What’s Old is New Again

But 2022 may actually mark a regime change: the return of Value investing long foretold, but basically unrealized over the last decade and a half. Considering monthly returns over the last 20 years, January saw one of the largest differentials in style returns, with Value outperforming Growth by a wide margin. Previous moves of this magnitude in the last two decades have favored Growth. This “Value beats Growth” effect has been evident across the market cap spectrum so far this year but has been especially pronounced in mid/small cap stocks and international equity markets. This dynamic was spurred by the prospect—now realized—of accelerating Fed monetary policy tightening to combat a strong labor market, robust consumer spending, and the highest inflation prints in 40 years.

Value was aided by strength in interest rate beneficiary sectors such as Financials and pro-cyclical Energy. Meanwhile, rising rates have eroded conviction in “long duration” growth stocks—particularly in Information Technology—with strong prospective cash flows in the distant future, now discounted back to the present at higher rates.

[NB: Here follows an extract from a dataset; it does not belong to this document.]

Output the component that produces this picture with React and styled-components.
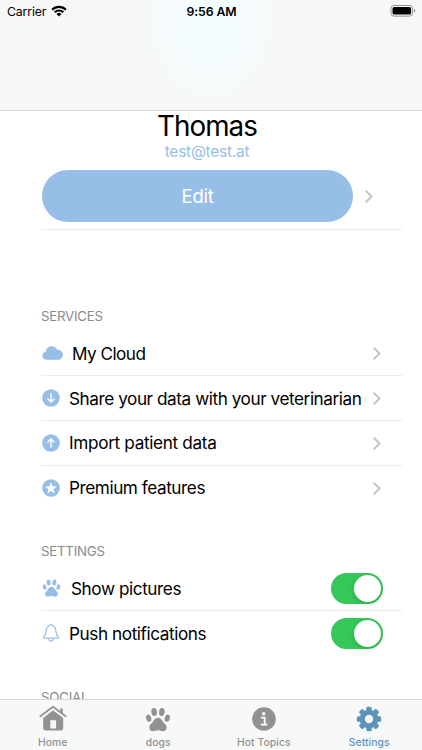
import React from "react";
import styled, { createGlobalStyle } from "styled-components";

const BLUE = "#97bee7";

export default function App() {
  return (
    <Screen>
      <GlobalStyle />
      <Header>
        <StatusBar>
          <Carrier>
            Carrier
            <WifiIcon />
          </Carrier>
          <Clock>9:56 AM</Clock>
          <Battery>
            <BatteryIcon />
          </Battery>
        </StatusBar>
      </Header>

      <Content>
        <Name>Thomas</Name>
        <Email>test@test.at</Email>
        <EditRow>
          <EditButton>Edit</EditButton>
          <Chevron />
        </EditRow>

        <Section $gap={77}>
          <SectionTitle>SERVICES</SectionTitle>
          <Row>
            <CloudIcon />
            <Label $left={8} $track={-0.55}>My Cloud</Label>
            <Chevron />
          </Row>
          <Row>
            <ArrowIcon />
            <Label $track={-0.45}>Share your data with your veterinarian</Label>
            <Chevron />
          </Row>
          <Row>
            <ArrowIcon up />
            <Label $lift={1} $track={-0.34}>Import patient data</Label>
            <Chevron />
          </Row>
          <Row $last>
            <StarIcon />
            <Label $lift={1} $track={-0.45}>Premium features</Label>
            <Chevron />
          </Row>
        </Section>

        <Section $gap={32}>
          <SectionTitle>SETTINGS</SectionTitle>
          <Row>
            <PawIcon size={21} color={BLUE} />
            <Label $left={9} $track={-0.43}>Show pictures</Label>
            <Toggle />
          </Row>
          <Row $last>
            <BellIcon />
            <Label $track={-0.43}>Push notifications</Label>
            <Toggle />
          </Row>
        </Section>

        <Section $gap={33}>
          <SectionTitle>SOCIAL</SectionTitle>
        </Section>
      </Content>

      <TabBar>
        <Tab>
          <HomeIcon />
          <span>Home</span>
        </Tab>
        <Tab>
          <PawIcon size={28} color="#929292" />
          <span>dogs</span>
        </Tab>
        <Tab>
          <InfoIcon />
          <span>Hot Topics</span>
        </Tab>
        <Tab $active>
          <GearIcon />
          <span>Settings</span>
        </Tab>
      </TabBar>
    </Screen>
  );
}

function WifiIcon() {
  return (
    <svg width="16" height="12" viewBox="0 0 16 12">
      <g fill="none" stroke="#000" strokeWidth="2.1">
        <path d="M1.1 4.7a9.8 9.8 0 0 1 13.8 0" />
        <path d="M3.7 7.3a6.1 6.1 0 0 1 8.6 0" />
      </g>
      <path d="M8 11.5 5.5 9a3.5 3.5 0 0 1 5 0z" />
    </svg>
  );
}

function BatteryIcon() {
  return (
    <svg width="26" height="12" viewBox="0 0 26 12">
      <rect x="1" y="0.5" width="21.6" height="10.6" rx="2.8" fill="#fff" stroke="#8d8d8d" />
      <rect x="2.5" y="2" width="18.6" height="7.6" rx="1.5" />
      <path d="M24 4v3.6c.8-.3 1.2-1 1.2-1.8s-.4-1.5-1.2-1.8z" fill="#8d8d8d" />
    </svg>
  );
}

function Chevron() {
  return (
    <ChevronSvg width="8" height="13" viewBox="0 0 8 13">
      <path d="m1.2 1.2 5.4 5.3-5.4 5.3" />
    </ChevronSvg>
  );
}

function CloudIcon() {
  return (
    <svg width="23" height="14" viewBox="0 0 23 14" fill={BLUE}>
      <path d="M5.7 13.8c-2.6 0-4.4-1.7-4.4-4 0-2 1.3-3.5 3.3-3.8C4.900 2.700 7.400.2 10.700.2c2.500 0 4.600 1.400 5.500 3.600 3.300-.1 5.800 2 5.800 5 0 2.900-2.200 5-5.200 5z" />
    </svg>
  );
}

function ArrowIcon({ up }) {
  return (
    <svg width="20" height="18" viewBox="0 0 20 18">
      <circle cx="10" cy="9" r="8.8" fill={BLUE} />
      <path
        d={up ? "M10 13.3V5M6.9 8 10 4.9 13.1 8" : "M10 4.7V13M6.9 10l3.1 3.1 3.1-3.1"}
        fill="none"
        stroke="#fff"
        strokeWidth="1.4"
        strokeLinecap="round"
        strokeLinejoin="round"
      />
    </svg>
  );
}

function StarIcon() {
  return (
    <svg width="20" height="18" viewBox="0 0 20 18">
      <circle cx="10" cy="9" r="8.8" fill={BLUE} />
      <path
        d="m10 3.1 1.5 4.2 4.5.1-3.5 2.8 1.2 4.3L10 12l-3.700 2.500 1.200-4.300L4 7.400l4.500-.1z"
        fill="#fff"
      />
    </svg>
  );
}

function PawIcon({ size, color }) {
  return (
    <svg width={size} height={size - 1} viewBox="0 0 28 28" fill={color}>
      <ellipse cx="10" cy="6.2" rx="2.9" ry="4.2" transform="rotate(-7 10 6.2)" />
      <ellipse cx="18" cy="6.2" rx="2.9" ry="4.2" transform="rotate(7 18 6.2)" />
      <ellipse cx="4.3" cy="12.6" rx="2.7" ry="3.8" transform="rotate(-16 4.3 12.6)" />
      <ellipse cx="23.7" cy="12.6" rx="2.7" ry="3.8" transform="rotate(16 23.7 12.6)" />
      <path d="M14 12.2c-2.7 0-4 2-5.1 4-1.2 2.2-3.9 3.2-3.9 6.1 0 2.3 1.6 3.8 3.8 3.8 1.9 0 3.1-.9 5.2-.9s3.3.9 5.2.9c2.2 0 3.8-1.5 3.8-3.8 0-2.9-2.7-3.9-3.9-6.1-1.1-2-2.4-4-5.1-4z" />
    </svg>
  );
}

function BellIcon() {
  return (
    <svg width="20" height="18" viewBox="-0.3 0 20 18" fill="none" stroke={BLUE} strokeWidth="1.2">
      <path d="M3.1 14.2c-.8 0-1.1-.8-.6-1.4 1.5-1.6 2.1-2.7 2.3-5.6.2-3.2 1.200-4.800 3.200-5.500C8.200.9 9 .6 9.700.6s1.500.3 1.700 1.100c2 .7 3 2.300 3.200 5.500.2 2.900.8 4 2.300 5.600.5.6.2 1.400-.6 1.400z" />
      <path d="M7.500 14.500c.1 1.600 1 2.700 2.200 2.700s2.100-1.100 2.200-2.700" />
    </svg>
  );
}

function HomeIcon() {
  return (
    <svg width="28" height="28" viewBox="0 0 28 28" fill="#929292">
      <path d="M1.3 11.2 14 1.800l12.700 9.400" fill="none" stroke="#929292" strokeWidth="1.7" strokeLinecap="round" strokeLinejoin="round" />
      <path d="M21.200 3.400h2.600v6.200l-2.600-2z" />
      <path
        fillRule="evenodd"
        d="M14 5.200 24.200 13V23.200a2.300 2.300 0 0 1-2.300 2.300H6.500a2.300 2.300 0 0 1-2.300-2.300V13zM11.300 15.200v8.200h5.800v-8.200z"
      />
    </svg>
  );
}

function InfoIcon() {
  return (
    <svg width="28" height="28" viewBox="0 0 28 28">
      <circle cx="14" cy="14" r="11.8" fill="#929292" />
      <circle cx="13.7" cy="8.7" r="1.7" fill="#fff" />
      <path d="M11.1 12.6h3.6v6.8M10.8 19.7h6.6" fill="none" stroke="#fff" strokeWidth="1.8" />
    </svg>
  );
}

function GearIcon() {
  return (
    <svg width="28" height="28" viewBox="0 0 28 28">
      <g fill="#5c93b9">
        {[0, 45, 90, 135].map((angle) => (
          <rect
            key={angle}
            x="11.3"
            y="1.8"
            width="5.4"
            height="24.4"
            rx="1.5"
            transform={`rotate(${angle} 14 14)`}
          />
        ))}
        <circle cx="14" cy="14" r="9.3" />
      </g>
      <circle cx="14" cy="14" r="4.2" fill="#f7f8f8" />
    </svg>
  );
}

const GlobalStyle = createGlobalStyle`
  body {
    margin: 0;
    background: #fff;
  }

  * {
    box-sizing: border-box;
  }
`;

const Screen = styled.div`
  display: flex;
  flex-direction: column;
  width: 422px;
  height: 750px;
  overflow: hidden;
  background: #fff;
  color: #000;
  font-family: Inter, "Liberation Sans", sans-serif;

  svg {
    flex-shrink: 0;
  }
`;

const Header = styled.header`
  flex: 0 0 111px;
  border-bottom: 1px solid #dcdddd;
  background: radial-gradient(ellipse 75px 95px at 211px 20px, #f5fcfd 45%, #f7f7f7);
`;

const StatusBar = styled.div`
  display: grid;
  grid-template-columns: 1fr auto 1fr;
  align-items: center;
  height: 22px;
  padding: 0 6px 0 7px;
`;

const Carrier = styled.div`
  display: flex;
  align-items: center;
  gap: 5px;
  font-size: 12.3px;
  letter-spacing: -0.15px;

  svg {
    margin-bottom: 1px;
  }
`;

const Clock = styled.div`
  font-size: 12.3px;
  font-weight: 600;
  letter-spacing: -0.1px;
`;

const Battery = styled.div`
  display: flex;
  justify-content: flex-end;
  padding-bottom: 1px;
`;

const Content = styled.main`
  flex: 1;
  min-height: 0;
  overflow: hidden;
  padding: 0 20px 0 41px;
`;

const Name = styled.h1`
  margin: 0 0 0 -29px;
  font-size: 27.8px;
  font-weight: 400;
  line-height: 30px;
  letter-spacing: -0.95px;
  text-align: center;
`;

const Email = styled.div`
  margin-left: -29px;
  font-size: 15.5px;
  line-height: 22px;
  letter-spacing: -0.25px;
  text-align: center;
  color: ${BLUE};
`;

const EditRow = styled.div`
  display: flex;
  align-items: center;
  gap: 12px;
  height: 67px;
  padding-left: 1px;
  border-bottom: 1px solid #ececee;
`;

const EditButton = styled.button`
  width: 311px;
  height: 52px;
  padding: 0;
  border: 0;
  border-radius: 26px;
  background: ${BLUE};
  color: #fff;
  font-family: inherit;
  font-size: 18.5px;
  letter-spacing: -0.3px;
`;

const ChevronSvg = styled.svg`
  fill: none;
  stroke: #c3c3c6;
  stroke-width: 1.9;
  stroke-linecap: round;
  stroke-linejoin: round;
`;

const Section = styled.section`
  margin-top: ${(props) => props.$gap}px;
`;

const SectionTitle = styled.h2`
  margin: 0 0 6px;
  font-size: 13.3px;
  font-weight: 400;
  line-height: 18px;
  letter-spacing: -0.25px;
  color: #8a8a8e;
`;

const Row = styled.div`
  display: flex;
  align-items: center;
  height: ${(props) => (props.$last ? 44 : 45)}px;
  padding-right: 21px;
  border-bottom: ${(props) => (props.$last ? "0" : "1px solid #ececee")};
`;

const Label = styled.span`
  flex: 1;
  margin-left: ${(props) => props.$left ?? 8}px;
  padding-bottom: ${(props) => props.$lift ?? 0}px;
  font-size: 17.2px;
  letter-spacing: ${(props) => props.$track}px;
  white-space: nowrap;
`;

const Toggle = styled.span`
  display: flex;
  justify-content: flex-end;
  width: 52px;
  height: 31px;
  margin: 1px -2px 0 0;
  padding: 2px;
  border-radius: 16px;
  background: #35c759;

  &::after {
    content: "";
    width: 27px;
    height: 27px;
    border-radius: 50%;
    background: #fff;
    box-shadow: 0 2px 5px rgba(0, 0, 0, 0.15);
  }
`;

const TabBar = styled.nav`
  display: grid;
  grid-template-columns: repeat(4, 1fr);
  flex: 0 0 51px;
  border-top: 1px solid #d5d6d6;
  background: #f7f8f8;
`;

const Tab = styled.div`
  display: flex;
  flex-direction: column;
  align-items: center;
  justify-content: flex-end;
  padding-bottom: 1px;
  font-size: 10.3px;
  font-weight: 500;
  line-height: 14px;
  letter-spacing: 0.1px;
  color: ${(props) => (props.$active ? "#5c93b9" : "#929292")};

  span {
    margin-top: 2px;
  }
`;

Those factors casting doubt on the high growth/high multiple side of the market (not just Fed policy, but also geopolitical risk) might persist for a considerable period of time.

What Value May Offer

After a lengthy period of exceptional performance from Large Cap tech, we believe that most investors are over-allocated to US large caps, and by extension, Growth. Value may provide a remedy. Even apart from valuation advantages (lower), Value equities may provide key benefits in the current macro environment of rising rates and elevation inflation:

EXHIBIT 1: RUSSELL MID CAP VALUE INDEX – SELECT SECTOR WEIGHTS RELATIVE TO S&P 500

Source: Morningstar Direct, 3/31/2022

Outperformance during rising rate periods. The Value vs. Growth performance differential so far in 2022 underscores a historical truism: Value indexes tend to outperform their Growth counterparts across the market cap spectrum during rising rate periods (see chart). Also, mid/small caps tend to outperform large caps, which today are dominated by a handful of mega-cap tech stocks. This may be an artifact of the cyclical bias of Value or investor preference for the generally more certain near-term robust cash flows of Value equities, or both.

EXHIBIT 2: RUSSELL STYLE BOX INDEXES: AVERAGE PERFORMANCE DURING RISING RATE PERIODS

Source: FactSet: data based on 11 periods of rising 10-Yr UST yields, starting in 1996. Rising rates refer to periods where 10-Yr UST yields increase by 75bps or more within a 3-month period. Data reflects average returns over the period. Data not annualized. Each period reflects maximum length of 3-months. Past performance does not guarantee future results, which may vary.

For these reasons, now might be an opportune time to implement a rebalancing, or even an overweight allocation to Value across various equity portfolio sleeves. Such a shift may help address new market realities that may inform a medium-term investment landscape very different from the last decade.